Las cifras confirman este análisis: un total de 258 millones de personas de 58 países sufrieron inseguridad alimentaria aguda en 2022 y necesitaron ayuda urgente, 65 millones más que en 2021. Pero qué más da, qué importa el hambre y la pobreza, si los beneficios empresariales y bancarios batieron todos los récords en 2022 y lo mismo en 2023.

La concentración y monopolización del capital han llegado a un nivel sin precedentes, paralelo a las contrarreformas sociales. Estas son las condiciones que nutren la polarización económica, social y política que sufren las grandes potencias occidentales desde el estallido de la Gran Recesión de 2008.

Las consecuencias de inyectar cantidades ingentes de dinero público para rescatar a la banca y los grandes monopolios capitalistas son visibles. Solo una ínfima parte de ese capital ha ido a parar a la economía real, mientras el grueso se ha dedicado a la especulación financiera en el mercado de la deuda y la recompra de acciones, engordando la burbuja especulativa e inflacionaria.

En definitiva, el dominio de esta oligarquía parasitaria, lejos de introducir más estabilidad en el sistema, acentúa su caos. Los intereses particulares de una minoría insultantemente rica arrastran a la mayoría de la sociedad, y a las propias fuerzas productivas, a una situación catastrófica. Lenin señala que, en la etapa imperialista, la contradicción fundamental del sistema —la existente entre el carácter social de la producción y la apropiación individual de los beneficios— se exacerba aún más y, recordando las ideas fundamentales de Marx y Engels, explica que «las relaciones entre la economía y la propiedad privada constituyen un envoltorio que no se corresponde ya con el contenido», es decir, con el desarrollo alcanzado por las fuerzas productivas.

Pero Lenin no aborda su crítica desde una perspectiva fatalista.
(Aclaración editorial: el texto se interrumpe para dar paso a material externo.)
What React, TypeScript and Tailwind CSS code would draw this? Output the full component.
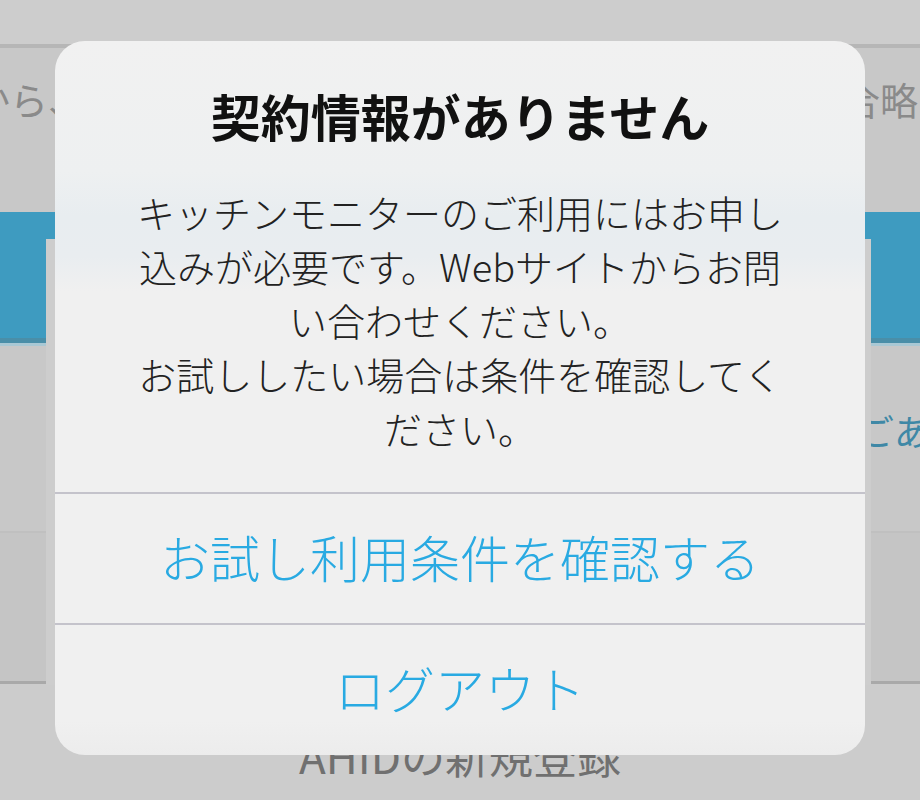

Precisamente, otro rasgo fundamental del imperialismo es que es una etapa de transición «a cierto orden social nuevo» entre «la completa libre competencia», característica del capitalismo en su fase inicial, y «la completa socialización», es decir, a un sistema socialista.

Así, la auténtica superación de esta etapa no se producirá con una vuelta atrás en la historia, hacia un pretendido e inexistente capitalismo de rostro humano, que hoy y ya en aquella época defendían los dirigentes pequeñoburgueses y oportunistas, sino con la expropiación de los medios de producción para planificarlos con el objetivo de satisfacer las necesidades de la inmensa mayoría de la sociedad.

Lógicamente, esta transición no es automática, sino que requiere de la organización consciente, de la construcción de un partido comunista revolucionario con un apoyo real en el movimiento obrero y de la acción directa de las masas oprimidas para poner fin al dominio de la sociedad por los capitalistas mediante la revolución socialista.